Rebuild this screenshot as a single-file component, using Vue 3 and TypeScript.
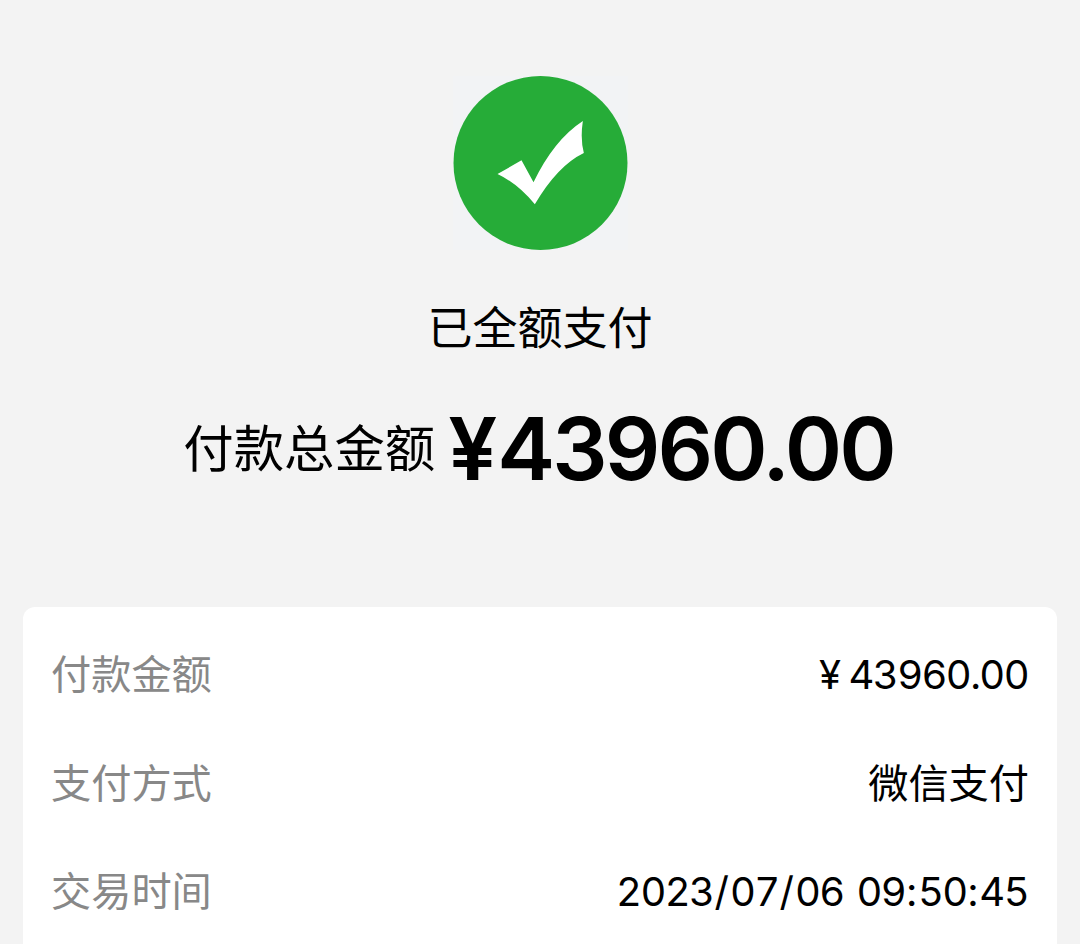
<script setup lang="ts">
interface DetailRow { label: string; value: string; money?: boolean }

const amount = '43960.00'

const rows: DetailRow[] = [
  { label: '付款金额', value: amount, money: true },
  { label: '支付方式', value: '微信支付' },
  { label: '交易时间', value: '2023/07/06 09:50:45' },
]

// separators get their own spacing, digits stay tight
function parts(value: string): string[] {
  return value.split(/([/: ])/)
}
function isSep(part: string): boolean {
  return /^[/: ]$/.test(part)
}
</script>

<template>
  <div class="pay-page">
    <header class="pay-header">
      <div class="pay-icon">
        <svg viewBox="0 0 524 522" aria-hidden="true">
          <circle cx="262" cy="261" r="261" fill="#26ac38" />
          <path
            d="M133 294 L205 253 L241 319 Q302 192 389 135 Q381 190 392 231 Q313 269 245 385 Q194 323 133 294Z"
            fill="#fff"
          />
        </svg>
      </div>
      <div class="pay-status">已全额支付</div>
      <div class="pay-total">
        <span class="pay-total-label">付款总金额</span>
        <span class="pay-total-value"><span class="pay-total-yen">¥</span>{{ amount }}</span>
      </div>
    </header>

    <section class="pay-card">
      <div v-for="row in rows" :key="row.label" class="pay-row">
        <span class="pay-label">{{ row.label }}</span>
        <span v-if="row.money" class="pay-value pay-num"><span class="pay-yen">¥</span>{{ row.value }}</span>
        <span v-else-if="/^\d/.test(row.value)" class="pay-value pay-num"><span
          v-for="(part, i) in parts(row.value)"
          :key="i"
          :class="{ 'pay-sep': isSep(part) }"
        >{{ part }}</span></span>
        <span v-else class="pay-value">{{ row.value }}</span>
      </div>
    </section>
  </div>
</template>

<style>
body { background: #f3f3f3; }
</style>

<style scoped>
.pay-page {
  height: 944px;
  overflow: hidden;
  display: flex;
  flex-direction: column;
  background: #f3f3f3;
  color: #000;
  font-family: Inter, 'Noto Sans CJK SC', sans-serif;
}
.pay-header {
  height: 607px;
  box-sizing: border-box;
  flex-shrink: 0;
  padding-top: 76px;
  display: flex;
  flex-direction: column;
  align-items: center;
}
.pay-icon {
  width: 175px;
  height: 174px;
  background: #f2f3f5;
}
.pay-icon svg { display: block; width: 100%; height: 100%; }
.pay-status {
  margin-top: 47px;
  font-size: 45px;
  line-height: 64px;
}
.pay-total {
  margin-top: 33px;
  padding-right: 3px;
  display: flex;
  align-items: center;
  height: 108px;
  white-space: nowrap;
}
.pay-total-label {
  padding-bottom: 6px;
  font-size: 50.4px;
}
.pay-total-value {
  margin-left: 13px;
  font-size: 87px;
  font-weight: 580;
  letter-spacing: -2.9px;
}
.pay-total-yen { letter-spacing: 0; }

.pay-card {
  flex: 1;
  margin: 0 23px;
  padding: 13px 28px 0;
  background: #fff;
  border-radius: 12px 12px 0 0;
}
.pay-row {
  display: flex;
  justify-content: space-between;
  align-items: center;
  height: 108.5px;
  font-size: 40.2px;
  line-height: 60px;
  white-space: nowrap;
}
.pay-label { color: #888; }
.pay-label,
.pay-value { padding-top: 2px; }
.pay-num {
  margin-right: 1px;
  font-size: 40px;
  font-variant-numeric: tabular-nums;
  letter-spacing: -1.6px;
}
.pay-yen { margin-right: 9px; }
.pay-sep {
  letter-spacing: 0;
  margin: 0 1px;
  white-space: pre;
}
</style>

━━━━━━━━━━━━━━━━━━━━━━━━━━━━━━

## DO THIS
The lines from the top of the data above through the one holding "const amount = '43960.00'" are to be repeated exactly, and only those, with no pictures.

## REPLY
Rebuild this screenshot as a single-file component, using Vue 3 and TypeScript.
<script setup lang="ts">
interface DetailRow { label: string; value: string; money?: boolean }

const amount = '43960.00'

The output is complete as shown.